* What is being asked *
Return the lines below exactly, from the first line to the line that contains "import React from". Leave out pictures.

* Provided data *
§

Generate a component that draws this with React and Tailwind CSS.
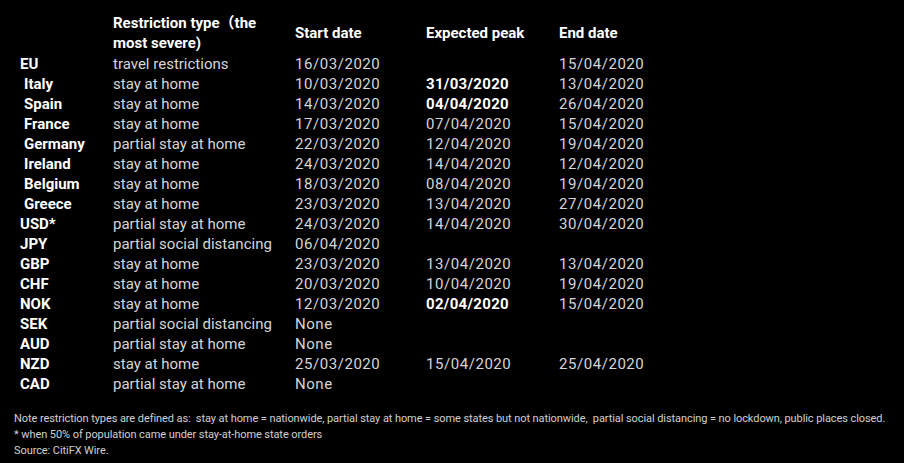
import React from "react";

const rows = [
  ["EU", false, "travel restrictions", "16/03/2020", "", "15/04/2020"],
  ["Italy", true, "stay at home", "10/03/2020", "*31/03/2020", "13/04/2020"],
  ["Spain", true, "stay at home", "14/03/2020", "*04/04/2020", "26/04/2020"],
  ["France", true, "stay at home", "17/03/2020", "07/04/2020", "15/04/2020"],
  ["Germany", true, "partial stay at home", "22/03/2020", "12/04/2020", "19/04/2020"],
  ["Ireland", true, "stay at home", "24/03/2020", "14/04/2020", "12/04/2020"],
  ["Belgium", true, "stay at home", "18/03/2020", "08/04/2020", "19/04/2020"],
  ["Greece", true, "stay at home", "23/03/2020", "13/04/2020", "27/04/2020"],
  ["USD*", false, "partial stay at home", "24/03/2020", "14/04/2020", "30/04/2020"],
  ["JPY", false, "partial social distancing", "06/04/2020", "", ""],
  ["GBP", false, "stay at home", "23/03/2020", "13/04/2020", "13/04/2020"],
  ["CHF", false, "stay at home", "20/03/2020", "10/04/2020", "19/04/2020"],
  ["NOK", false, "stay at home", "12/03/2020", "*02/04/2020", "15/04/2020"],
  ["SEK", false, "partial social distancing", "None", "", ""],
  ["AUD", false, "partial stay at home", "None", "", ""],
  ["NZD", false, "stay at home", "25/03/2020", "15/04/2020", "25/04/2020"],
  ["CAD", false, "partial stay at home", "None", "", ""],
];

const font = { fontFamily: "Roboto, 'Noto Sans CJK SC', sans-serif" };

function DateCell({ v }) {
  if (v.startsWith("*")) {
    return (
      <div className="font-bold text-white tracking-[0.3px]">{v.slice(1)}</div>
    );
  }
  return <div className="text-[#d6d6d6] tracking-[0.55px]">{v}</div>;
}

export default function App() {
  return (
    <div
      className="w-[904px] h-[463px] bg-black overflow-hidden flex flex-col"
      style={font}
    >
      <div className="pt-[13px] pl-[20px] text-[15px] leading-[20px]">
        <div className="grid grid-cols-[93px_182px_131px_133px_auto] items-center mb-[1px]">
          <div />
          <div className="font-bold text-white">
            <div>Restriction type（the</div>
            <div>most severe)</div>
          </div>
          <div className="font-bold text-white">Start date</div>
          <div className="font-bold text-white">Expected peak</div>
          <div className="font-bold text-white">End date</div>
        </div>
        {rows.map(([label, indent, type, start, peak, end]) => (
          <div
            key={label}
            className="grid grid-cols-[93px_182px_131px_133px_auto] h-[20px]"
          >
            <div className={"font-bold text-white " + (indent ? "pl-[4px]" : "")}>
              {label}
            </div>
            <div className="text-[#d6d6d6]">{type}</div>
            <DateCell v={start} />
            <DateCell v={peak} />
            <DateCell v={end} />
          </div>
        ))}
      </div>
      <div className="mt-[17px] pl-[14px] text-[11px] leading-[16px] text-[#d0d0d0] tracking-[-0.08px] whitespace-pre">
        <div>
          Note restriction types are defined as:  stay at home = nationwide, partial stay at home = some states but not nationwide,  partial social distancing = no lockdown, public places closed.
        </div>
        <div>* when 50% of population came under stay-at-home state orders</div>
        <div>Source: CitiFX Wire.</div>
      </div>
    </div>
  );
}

§

* Response to the task *
Generate a component that draws this with React and Tailwind CSS.
import React from "react";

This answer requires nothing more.